My oldest daughter was all over the place this year as far as what she wanted to dress up as. Hermoine, then a ranger–pretty much whatever book she was currently reading. She finally settled on a character from the Netflix show Dragon Prince. I haven’t watched the show–but the rest of my family has a my daughter liked Rayla enough to dress up as her. She here’s my take on a Rayla costume.
Rayla is some sort of woodsy elf who can run really fast with her arms behind her. I stared at pictures of her for hours and determined Rayla has lots of pieces of clothing. Thigh high boots, a belt, a unitard, a shirt with cut out sleeves, a hooded vest, wrist guards, and ties around the wrist. I also decided to merge some of those pieces together so she could wear them as pajamas later. I feel better when I see them wearing the costumes after Halloween and this is one way I know they will keep wearing them.
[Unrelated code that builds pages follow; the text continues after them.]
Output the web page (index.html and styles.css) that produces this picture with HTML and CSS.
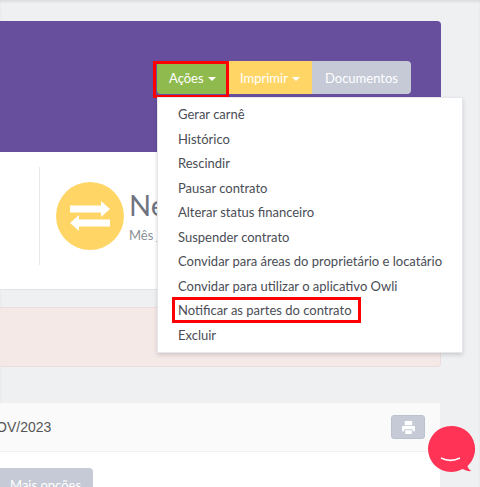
FILE: index.html
```html
<!DOCTYPE html>
<html lang="pt-BR">
<head>
  <meta charset="UTF-8">
  <meta name="viewport" content="width=device-width, initial-scale=1.0">
  <title>Contrato</title>
  <link rel="stylesheet" href="styles.css">
</head>
<body>
  <div class="page">
    <!-- Header -->
    <section class="hero">
      <div class="btn-group">
        <button class="btn btn-green marked" type="button">Ações <span class="caret"></span></button>
        <button class="btn btn-yellow" type="button">Imprimir <span class="caret"></span></button>
        <button class="btn btn-grey" type="button">Documentos</button>
        <ul class="dropdown">
          <li>Gerar carnê</li>
          <li>Histórico</li>
          <li>Rescindir</li>
          <li>Pausar contrato</li>
          <li>Alterar status financeiro</li>
          <li>Suspender contrato</li>
          <li>Convidar para áreas do proprietário e locatário</li>
          <li>Convidar para utilizar o aplicativo Owli</li>
          <li><span class="marked-item">Notificar as partes do contrato</span></li>
          <li>Excluir</li>
        </ul>
      </div>
    </section>

    <!-- Stats -->
    <section class="stats">
      <div class="stat">
        <div class="stat-icon">
          <svg width="40" height="30" viewBox="0 0 40 30" fill="#fff">
            <path d="M0 4.500h31V0l9 8-9 8v-4.500H0z"/>
            <path d="M40 18.500H9V14l-9 8 9 8v-4.500h31z"/>
          </svg>
        </div>
        <div class="stat-text">
          <div class="stat-title">Ne</div>
          <div class="stat-sub">Mês j</div>
        </div>
      </div>
    </section>

    <div class="alert"></div>

    <!-- Parcelas -->
    <section class="panel">
      <div class="panel-head">
        <span class="panel-title">NOV/2023</span>
        <button class="btn-print" type="button">
          <svg width="13" height="13" viewBox="0 0 14 14" fill="#fff">
            <path d="M3 0h8v4.500H3zM1 5.500h12a1 1 0 0 1 1 1V11h-2.500V9h-9v2H0V6.500a1 1 0 0 1 1-1zM3.500 10h7v4h-7z"/>
          </svg>
        </button>
      </div>
      <div class="panel-body">
        <button class="btn btn-grey btn-more" type="button">Mais opções</button>
      </div>
    </section>

    <div class="chat">
      <svg width="50" height="50" viewBox="0 0 50 50">
        <path fill="#ff3355" d="M24 1a23 23 0 1 0 0 46c4 0 8-1 11.500-3 3 1.500 6 2.500 9 2-2-1-3.500-2.500-4-5A23 23 0 0 0 24 1z"/>
        <path fill="none" stroke="#fff" stroke-width="1.500" d="M14 33c6 3 13 3 19 0"/>
      </svg>
    </div>
  </div>
</body>
</html>
```

FILE: styles.css
```css
html, body {
  height: 100%;
}
body {
  margin: 0;
  overflow: hidden;
  background: #eff0f2;
  font: 13px/20px Lato, sans-serif;
  color: #4a4d55;
}
.page {
  position: relative;
  height: 100%;
  padding-top: 21px;
  box-sizing: border-box;
  box-shadow: inset 0 2px 2px rgba(0, 0, 0, .08);
}

/* buttons */
.btn {
  height: 33px;
  padding: 0;
  border: 0;
  font: 13px/20px Lato, sans-serif;
  color: #fff;
}
.btn-green {
  width: 71px;
  background: #8fbb4e;
  border-radius: 4px 0 0 4px;
}
.btn-yellow {
  width: 84px;
  background: #ffd666;
}
.btn-grey {
  width: 99px;
  background: #c5cad6;
  border-radius: 0 4px 4px 0;
}
.caret {
  display: inline-block;
  margin-left: 1px;
  vertical-align: middle;
  border-top: 4px solid #fff;
  border-left: 4px solid transparent;
  border-right: 4px solid transparent;
}
.marked {
  position: relative;
}
.marked::after {
  content: "";
  position: absolute;
  top: 0;
  left: -4px;
  right: -1px;
  bottom: -4px;
  border: 3px solid #f00;
}

/* header */
.hero {
  width: 441px;
  height: 131px;
  box-sizing: border-box;
  padding: 40px 30px 0 0;
  display: flex;
  justify-content: flex-end;
  align-items: flex-start;
  background: #674f9e;
  border-top-right-radius: 4px;
}
.btn-group {
  position: relative;
  display: flex;
}
.dropdown {
  position: absolute;
  z-index: 2;
  top: 36px;
  left: 0;
  width: 306px;
  margin: 0;
  padding: 4px 0 5px;
  box-sizing: border-box;
  list-style: none;
  background: #fff;
  border: 1px solid #e6e7ec;
  box-shadow: 0 2px 4px rgba(0, 0, 0, .15);
}
.dropdown li {
  padding: 0 20px;
  line-height: 24.5px;
  white-space: nowrap;
}
.marked-item {
  display: inline-block;
  margin: 2px 0 0 -3px;
  padding: 0 6px 0 3px;
  line-height: 20px;
  vertical-align: top;
  outline: 3px solid #f00;
}

/* stats */
.stats {
  width: 441px;
  height: 138px;
  box-sizing: border-box;
  padding: 15px 0 0 39px;
  background: #fff;
  border-bottom: 1px solid #e3e4e8;
}
.stat {
  height: 98px;
  box-sizing: border-box;
  padding: 15px 0 0 16px;
  display: flex;
  gap: 5px;
  border-left: 1px solid #e8e9ec;
}
.stat-icon {
  width: 68px;
  height: 68px;
  display: flex;
  justify-content: center;
  align-items: center;
  border-radius: 50%;
  background: #ffd666;
}
.stat-text {
  width: 28px;
  padding-top: 5px;
  white-space: nowrap;
}
.stat-title {
  font-size: 29px;
  line-height: 36px;
  color: #6f7480;
}
.stat-sub {
  margin-top: 3px;
  font-size: 13px;
  line-height: 18px;
  color: #8b8f99;
}

/* alert */
.alert {
  width: 441px;
  height: 60px;
  box-sizing: border-box;
  margin-top: 17px;
  background: #f5e9e8;
  border: 1px solid #efdcdc;
  border-left: 0;
  border-radius: 0 4px 4px 0;
}

/* panel */
.panel {
  width: 440px;
  height: 120px;
  margin-top: 36px;
  background: #fff;
  border-top-right-radius: 4px;
}
.panel-head {
  height: 49px;
  box-sizing: border-box;
  padding: 0 15px 0 0;
  display: flex;
  justify-content: space-between;
  align-items: center;
  background: #fafafa;
  border-bottom: 1px solid #eff0f4;
}
.panel-title {
  margin-left: -14px;
  font: 14px/20px "Liberation Sans", sans-serif;
  color: #555;
}
.btn-print {
  width: 34px;
  height: 24px;
  padding: 0;
  display: flex;
  justify-content: center;
  align-items: center;
  background: #c5cad6;
  border: 1px solid #bcc1ce;
  border-radius: 3px;
}
.panel-body {
  padding-top: 16px;
}
.btn-more {
  display: block;
  width: 93px;
  padding: 0 0 0 10px;
  text-align: left;
  border-radius: 0 4px 4px 0;
}

/* chat bubble */
.chat {
  position: absolute;
  z-index: 3;
  left: 427px;
  top: 425px;
  line-height: 0;
}
```
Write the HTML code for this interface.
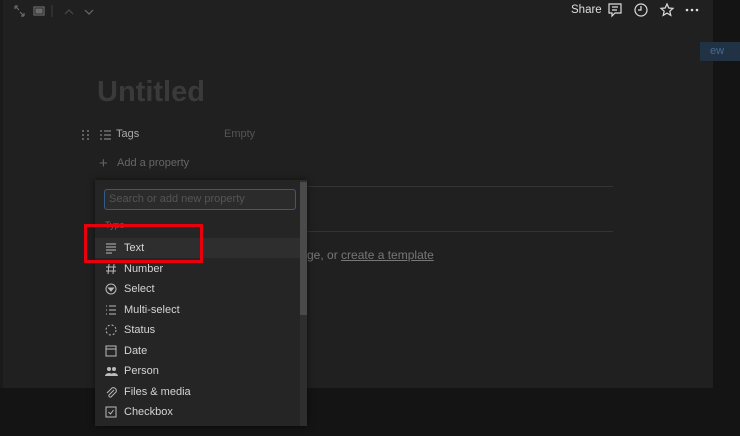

So the major parts of my Rayla costume are pants, a shirt with cut out bands (see my post here on how I made them), a hooded vest, wrist guards, and that wig with horns. I used the Peony Leggings from Sew Like My Mom for the pants as my base. Then I color blocked them, added stripes up the sides, knee patches, and calf patches to imitate the boots and unitard Rayla wears.
For the shirt, I used the Legends Top from Sew Straight and Gather as my base and color blocked it to death. This was my first time making this pattern. Maybe not a great time to try it out, but the collar is similar to what Rayla wears so I went for it. I worked really well especially with the color-blocking. The front of the shirt has two layers, which meant I color blocked the outside layer a bunch, then left the inner layer alone. So my daughter didn’t have to feel all the seams from my color blocking. I never know when things like that will bother her. I was so happy I wouldn’t have to worry about them at all.
The vest for the Rayla costume is a Seville Cardigan with a trimmed down Summit Peak Hood on top. The cardigan is cut down in the front with a regular band all around the outside and arm bands instead of sleeves. It does the job, but wasn’t meant to be functional.
I took pictures of how I made the wrist bands, so let me know if you want me to write up how I made them. My husband made the horns and then kindly asked me to sew them onto the wig.
After we got her all dressed up with the wig and face paint, my daughter was thrilled with her costume. That makes up for all the effort it took to make it!